FAQs Regarding the K.I.D.S. Program
How does the match work?
When eligible K.I.D.S .participants open a Learning Quest account and contribute at least $100 and up to $600 this year, the state will match your contributions next January. Applications and contributions must be postmarked by December 31st this year. The funds are invested until you need them for qualified higher education expenses.
Who counts as a member of my household and whose income must be included as a member of my household?
All persons related by marriage or birth who live with you must be included in your household and their income must also be included. A college student who is still your dependent is included as a member of your household because their absence from your home is temporary and not considered a permanent change in residence.
What is Learning Quest?
The K.I.D.S. program uses the Learning Quest 529 Education Savings Plan to invest your contributions and the state’s match. Learning Quest is part of the Kansas Postsecondary Education Savings Program administered by Kansas State Treasurer Jake LaTurner with investment management by American Century investments.
What is a 529 plan?
“529” refers to Section 529 of the I.R.S. code that provides tax incentives for higher education savings accounts.
What are the tax advantages of a 529 account?
Earnings in a 529 account grow tax deferred and can be withdrawn tax free when they are used for qualified higher education expenses. The earnings portion of nonqualified withdraws are subject to federal income tax with an additional 10% of earnings penalty. Kansas taxpayers also receive a deduction on their Kansas tax return for contributions of up to $3,000 for single filers or $6,000 for joint filers for each beneficiary. If you take a nonqualified withdrawal, you also have to repay any Kansas income tax deduction that was taken when the funds were contributed. See the Learning Quest Handbook for additional information about tax treatment of your account. https://www.learningquestsavings.com/learningquest/pdf/handbook_ws.pdf
What are qualified higher education expenses?
Qualified higher education expenses include: tuition, books, fees, and room and board if your student is at least a ½ time student. Students can attend any four year college or university, as well as any community college, technical or vocational school that is accredited and eligible to receive federal student financial aid. For tax years 2009 and 2010 a computer considered a qualified higher education expense.
How are the funds invested?
The matching grant funds are invested in the same Learning Quest portfolio that you choose for your investment. Learning Quest includes 14 portfolios and 4 risk based tracks that move you through a series of portfolios based on your student’s age. The portfolios invest in mutual funds managed by American Century Investments and the Vanguard Group. Visit www.https://www.learningquest.com/content/investment_options.html for information about the investment options. Investors using an investment advisor have a different set of portfolios and should consult with their advisor to find the portfolio should consult with their advisor to find the one that best meets their needs. Click here http://www.americancentury.com/investment_education/mutual_funds_101.jsp to learn more about how mutual funds work.

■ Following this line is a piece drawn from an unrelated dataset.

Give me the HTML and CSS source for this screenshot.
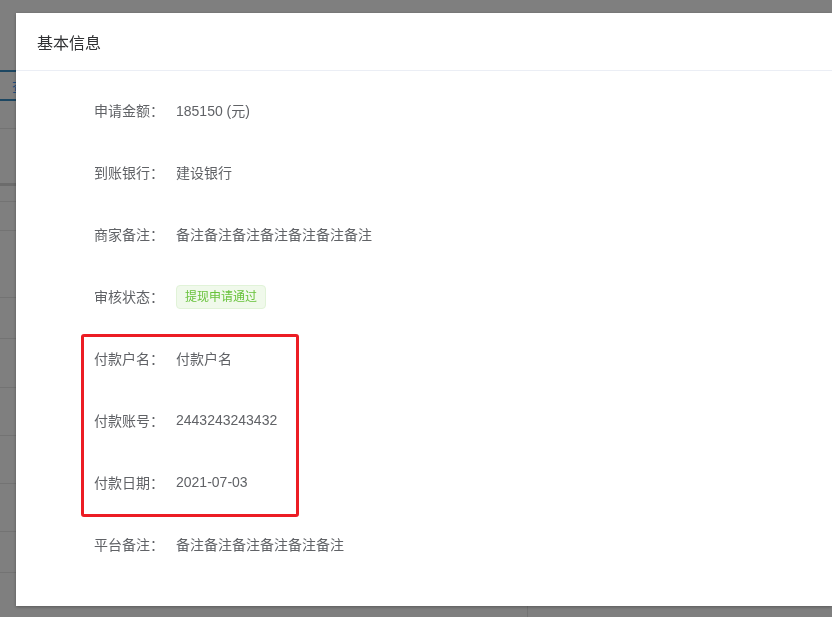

How can I spend the funds?
To withdraw the matching grant funds, submit a withdrawal form with receipts for your student’s qualified higher education expenses. Qualified higher education expenses include tuition, books, fees, and room and board if your student is at least a ½ time student. Students can attend any four year college or university, as well as any community college, technical or vocational school that is accredited and eligible to receive federal student financial aid. For tax year 2009 and 2010, computers are considered a qualified higher education expense.
What if my student doesn’t need the funds for higher education?
If you opened your account before January 1, 2010 and the beneficiary has not been enrolled in the KIDS program in 2010 or thereafter, you can change the beneficiary to another student who is a family member of the original beneficiary with no tax consequences or penalties. "Family member" includes parents, siblings, aunts, uncles, children or their descendants, first cousins or spouse of any family member. This will change in 2010 with the implementation on new regulations for the program because the matching grant is now awarded per beneficiary. Under the new regulations, if a beneficiary is enrolled in 2010 or thereafter, changing the beneficiary will forfeit the matching grant funds http://www.kansasstatetreasurer.com/prodweb/pdfs/amended_regulations.pdf
You can also make a non-qualified withdrawal of your funds but you would forfeit the state's contribution to your account and its earnings, pay federal income taxes on the earnings in portion of the withdrawal plus a 10% of earnings penalty, and pay Kansas income taxes on the entire withdrawal if you took the Kansas income tax deduction when the funds were contributed. See the Learning Quest Handbook for more details on the tax treatment of your account.
Can I have multiple beneficiaries for my account?
529 rules only allow one beneficiary per account.
Can I receive a $600 matching grant for each of my children?
Yes. Starting in 2010 each beneficiary can receive a matching grant of up to $600 if the eligible account owner contributes to an account for the beneficiary. Make sure to list the all the beneficiaries that you have an account for on the first page of the K.I.D.S. application. You can also open new accounts when you apply. This is a change from the old rules that limited the program to one matching grant per account owner.
Does my student have to spend the funds at a Kansas school?
No, the beneficiary can attend any higher education institution accredited by the College Board to receive federal student financial aid.